=== SUPPLIED INFORMATION ===

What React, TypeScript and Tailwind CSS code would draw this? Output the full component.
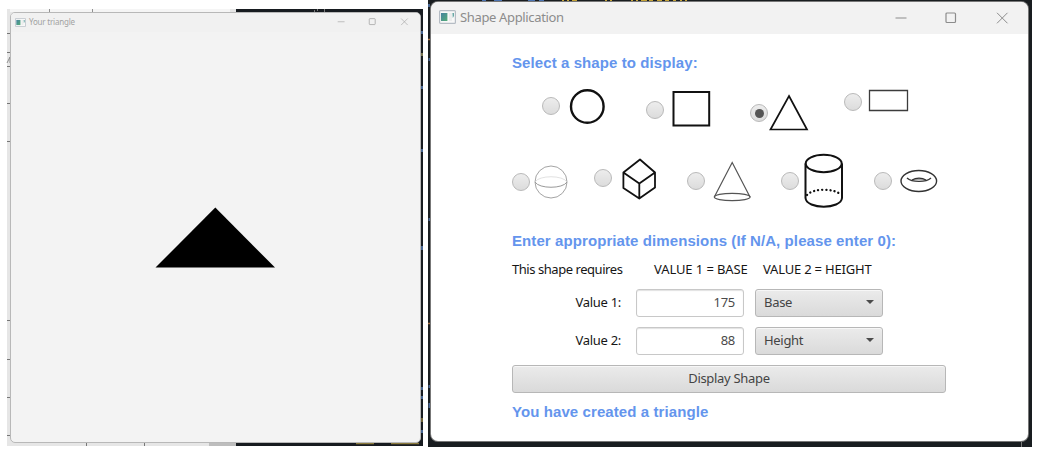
import { useState, type ReactNode } from "react";

const heading = "font-['Liberation_Sans',sans-serif] text-[15px] leading-[20px] font-bold tracking-[0.09px] text-[#6495ed] whitespace-nowrap";
const body = "font-['Noto_Sans',sans-serif] text-[13px] whitespace-nowrap";

function AppIcon({ className }: { className: string }) {
  return (
    <svg className={className} viewBox="0 0 17 14">
      <defs>
        <linearGradient id="teal" x1="0" y1="0" x2="1" y2="1">
          <stop offset="0" stopColor="#4682a0" />
          <stop offset="1" stopColor="#55ad78" />
        </linearGradient>
      </defs>
      <rect x=".6" y=".6" width="15.8" height="12.8" rx="1" fill="#f8f8f8" stroke="#b5bcc4" strokeWidth="1.2" />
      <rect x="2" y="3" width="6.4" height="8" fill="url(#teal)" />
      <path d="M10 3h3v8h-3z" fill="#eceded" />
      <path d="M13.4 3h1.6v3l-1.2 2z" fill="#68a8a5" />
    </svg>
  );
}

function WindowButtons({ className }: { className: string }) {
  return (
    <svg className={className} viewBox="0 0 114 12" fill="none" stroke="currentColor">
      <path d="M.5 6h11" />
      <rect x="51" y="1" width="9.5" height="9.5" rx="1" strokeWidth="1.2" />
      <path d="M102 .8l10.5 10.5M112.5 .8L102 11.3" />
    </svg>
  );
}

function Choice({ wrap, radio, checked, onPick, label, children }: {
  wrap: string; radio: string; checked: boolean; onPick: () => void; label: string; children: ReactNode;
}) {
  return (
    <button type="button" role="radio" aria-checked={checked} aria-label={label} onClick={onPick} className={`flex shrink-0 items-start ${wrap}`}>
      <span className={`flex size-[18px] shrink-0 items-center justify-center rounded-full border border-[#b9b9b9] bg-linear-to-b from-[#ededed] to-[#dcdcdc] ${radio}`}>
        {checked && <span className="size-[9px] rounded-full bg-[#555]" />}
      </span>
      {children}
    </button>
  );
}

function Field({ label, value, option }: { label: string; value: string; option: string }) {
  return (
    <div className={`flex h-[28px] items-center ${body}`}>
      <span className="w-[109px] text-right text-[#161616]"><span className="inline-block tracking-[-0.3px]">{label}</span></span>
      <span className="ml-[15px] flex h-[28px] w-[108px] items-center justify-end rounded-[3px] border border-[#c8c8c8] bg-white pr-[8px] text-[#4a4a4a] shadow-[inset_0_1px_1px_#e2e2e2] tracking-[-0.3px]">{value}</span>
      <span className="ml-[11px] flex h-[28px] w-[128px] items-center justify-between rounded-[3px] border border-[#b7b7b7] bg-linear-to-b from-[#ebebeb] to-[#dadada] pr-[8px] pl-[8px] text-[#444] shadow-[inset_0_1px_0_#f7f7f7] tracking-[-0.3px]">
        {option}
        <svg className="mb-[2px] h-[4px] w-[8px]" viewBox="0 0 8 4"><path d="M0 0h8L4 4z" fill="#4b4b4b" /></svg>
      </span>
    </div>
  );
}

function Backdrop() {
  return (
    <svg className="absolute top-0 left-0 h-[451px] w-[1041px]" viewBox="0 0 1041 451">
      <path d="M7 9h416v437H7z" fill="#171b20" />
      <path d="M7 9h229v437H7z" fill="#e6e6e6" />
      <path d="M10 9h220v3H10z" fill="#f5f5f5" />
      <path d="M209 442h27v4h-27z" fill="#bdbdbd" />
      <path d="M7 33.500h3M7 52.500h3M7 66.500h3M7 103.500h3M7 141.500h3M7 320.500h3M7 359.500h3M7 397.500h3M7 435.500h3M86.500 442v4M144.500 442v4" stroke="#777" />
      <path d="M7 63l3-6v6M49.500 9v3M92.500 9v3" stroke="#777" fill="none" strokeWidth=".8" />
      <path d="M314.500 10v3M317.500 9v2M324.500 9v3" stroke="#777" />
      <path d="M422 31v3M422 53v3M422 86v3M422 149v3M422 246v4M422 387v3M422 396v3M422 430v3" stroke="#476591" strokeWidth="2" />
      <path d="M422 53v3M422 418v4M356 443.500h18M391 443.500h28" stroke="#8b7a3c" strokeWidth="1.5" />
      <path d="M428 0h604v447H428z" fill="#191d20" />
      <path d="M482 .8h4m8 0h8m26 0h7m4 0h5" stroke="#4b73b1" strokeWidth="1.500" />
      <path d="M562 .8h2m3 0h2m3 0h5m28 0h2m3 0h2m19 0h2m3 0h2m3 0h6m2 0h4m4 0h5m3 0h4m4 0h3m4 0h2m3 0h2" stroke="#c5a336" strokeWidth="1.500" />
      <path d="M429 4v3M429.500 58v3M429.500 218v3M429.500 385v3M429.500 403v5" stroke="#476591" strokeWidth="2" />
      <path d="M428 39.500h2M428 323.500h2" stroke="#aa7142" strokeWidth="1.500" />
      <path d="M1021.500 442v5" stroke="#777" />
    </svg>
  );
}

export default function App() {
  const [shape, setShape] = useState("triangle");
  const pick = (name: string) => ({ label: name, checked: shape === name, onPick: () => setShape(name) });
  return (
    <div className="relative h-[451px] w-[1041px] overflow-hidden bg-white">
      <Backdrop />
      <div className="relative flex items-start">
        <section className="mt-[12px] ml-[10px] flex h-[431px] w-[411px] shrink-0 flex-col rounded-[5px] border border-[#b8b8b8] bg-[#f3f3f3]">
          <header className="flex h-[19px] shrink-0 items-center rounded-t-[4px] bg-[#f1f1f1] pl-[4px] text-[#a2a2a2]">
            <AppIcon className="mt-[-1px] h-[9px] w-[11px]" />
            <span className="mt-[-1px] ml-[3px] font-['Noto_Sans',sans-serif] text-[8px] tracking-[-0.2px] whitespace-nowrap">Your triangle</span>
            <WindowButtons className="mt-[-1px] mr-[11px] ml-auto h-[7.500px] w-[72px]" />
          </header>
          <svg className="mt-[175px] ml-[144px] h-[62px] w-[121px]" viewBox="155 207 121 62"><path d="M215.300 207.500L275 267.600H155.500z" /></svg>
        </section>

        <section className="mt-[2px] ml-[10px] flex h-[439px] w-[597px] shrink-0 flex-col rounded-[7px] bg-white shadow-[0_0_0_1px_#777]">
          <header className="flex h-[32px] shrink-0 items-center rounded-t-[7px] bg-[#f2f2f2] pl-[8px] text-[#8c8c8c]">
            <AppIcon className="mt-[-2px] h-[14px] w-[17px]" />
            <span className={`mt-[-1px] ml-[4px] tracking-[-0.35px] ${body}`}>Shape Application</span>
            <WindowButtons className="mr-[19px] mb-[1px] ml-auto h-[12px] w-[114px]" />
          </header>
          <main className="flex flex-col pl-[81px]">
            <h1 className={`mt-[19px] ${heading}`}>Select a shape to display:</h1>

            <div role="radiogroup" className="mt-[13px] flex h-[64px] items-start pl-[30px]">
              <Choice {...pick("circle")} wrap="w-[104px]" radio="mt-[11px]">
                <svg className="mt-[2px] ml-[9px] h-[37px] w-[37px]" viewBox="569 88 37 37"><circle cx="587.300" cy="106.500" r="16.300" fill="none" stroke="#111" strokeWidth="2.400" /></svg>
              </Choice>
              <Choice {...pick("square")} wrap="w-[104px]" radio="mt-[15px]">
                <svg className="mt-[4px] ml-[8px] h-[38px] w-[40px]" viewBox="672 90 40 38"><path d="M673.500 92h35.700v33.500h-35.700z" fill="none" stroke="#111" strokeWidth="2" /></svg>
              </Choice>
              <Choice {...pick("triangle")} wrap="w-[94px]" radio="mt-[18px]">
                <svg className="mt-[7px] ml-[-1px] h-[38px] w-[42px]" viewBox="768 93 42 38"><path d="M790 96L808 129.500H771.500z" fill="none" stroke="#111" strokeWidth="1.700" /></svg>
              </Choice>
              <Choice {...pick("rectangle")} wrap="w-[66px]" radio="mt-[7px]">
                <svg className="mt-[3px] ml-[6px] h-[23px] w-[42px]" viewBox="868 89 42 23"><path d="M869.500 90.500h38v20h-38z" fill="none" stroke="#3c3c3c" strokeWidth="1.300" /></svg>
              </Choice>
            </div>

            <div role="radiogroup" className="flex h-[81px] items-start">
              <Choice {...pick("sphere")} wrap="w-[82px]" radio="mt-[23px]">
                <svg className="mt-[14px] ml-[2px] h-[36px] w-[40px]" viewBox="532 164 40 36" fill="none" stroke="#999">
                  <circle cx="551" cy="182" r="16" strokeWidth=".9" />
                  <path d="M535 182c4 7 28 7 32 0" /><path d="M535 182c4-7 28-7 32 0" stroke="#d4d4d4" strokeWidth=".7" />
                </svg>
              </Choice>
              <Choice {...pick("cube")} wrap="w-[93px]" radio="mt-[19px]">
                <svg className="mt-[7px] ml-[8px] h-[44px] w-[38px]" viewBox="620 157 38 44" fill="none" stroke="#111" strokeWidth="1.800" strokeLinejoin="round">
                  <path d="M640 159.500L655 172.500V187.500L639.300 198.500L623.400 188V172.500zM623.400 172.500L639.300 183.500L655 172.500M639.300 183.500V198.500" />
                </svg>
              </Choice>
              <Choice {...pick("cone")} wrap="w-[94px]" radio="mt-[22px]">
                <svg className="mt-[10px] ml-[6px] h-[43px] w-[42px]" viewBox="711 160 42 43" fill="none" stroke="#555" strokeWidth="1.200">
                  <path d="M714.300 197L732.200 162.500L750 197" /><ellipse cx="732.200" cy="197" rx="17.900" ry="3.700" />
                </svg>
              </Choice>
              <Choice {...pick("cylinder")} wrap="w-[93px]" radio="mt-[22px]">
                <svg className="mt-[2px] ml-[3px] h-[58px] w-[44px]" viewBox="803 152 44 58" fill="none" stroke="#111" strokeWidth="2">
                  <ellipse cx="824.700" cy="163.500" rx="18" ry="8.800" /><path d="M806.500 163.500V198c1 11.500 35.500 11.500 36.500 0V163.500" />
                  <path d="M808 195c6-7 28-7 34 0" strokeWidth="2.300" strokeLinecap="round" strokeDasharray=".1 4" />
                </svg>
              </Choice>
              <Choice {...pick("torus")} wrap="w-[66px]" radio="mt-[22px]">
                <svg className="mt-[18px] ml-[7px] h-[26px] w-[40px]" viewBox="899 168 40 26" fill="none" stroke="#333" strokeWidth="1.400">
                  <ellipse cx="918.800" cy="181" rx="17.800" ry="10.500" />
                  <path d="M907 178c5 4.500 19 4.500 24 0" /><path d="M912 180c4-2.500 10-2.500 14 0" fill="#aaa" strokeWidth="1.200" />
                </svg>
              </Choice>
            </div>

            <h2 className={heading}>Enter appropriate dimensions (If N/A, please enter 0):</h2>
            <div className={`mt-[9px] flex h-[20px] items-center text-[#161616] ${body}`}>
              <span className="w-[142px] tracking-[-0.45px]">This shape requires</span>
              <span className="w-[109px] tracking-[-0.1px]">VALUE 1 = BASE</span>
              <span className="tracking-[-0.2px]">VALUE 2 = HEIGHT</span>
            </div>
            <div className="mt-[9px] flex flex-col gap-[10px]">
              <Field label="Value 1:" value="175" option="Base" />
              <Field label="Value 2:" value="88" option="Height" />
            </div>
            <button type="button" className={`mt-[10px] h-[28px] w-[434px] rounded-[3px] border border-[#b7b7b7] bg-linear-to-b from-[#ebebeb] to-[#dadada] text-[#444] shadow-[inset_0_1px_0_#f7f7f7] tracking-[-0.3px] ${body}`}>Display Shape</button>
            <p className={`mt-[9px] ${heading}`}>You have created a triangle</p>
          </main>
        </section>
      </div>
    </div>
  );
}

===

- [SHORT TASK]
Select every line above that contains the word "full", and copy it.

- [CORRECT RESPONSE]
What React, TypeScript and Tailwind CSS code would draw this? Output the full component.
      <span className={`flex size-[18px] shrink-0 items-center justify-center rounded-full border border-[#b9b9b9] bg-linear-to-b from-[#ededed] to-[#dcdcdc] ${radio}`}>
        {checked && <span className="size-[9px] rounded-full bg-[#555]" />}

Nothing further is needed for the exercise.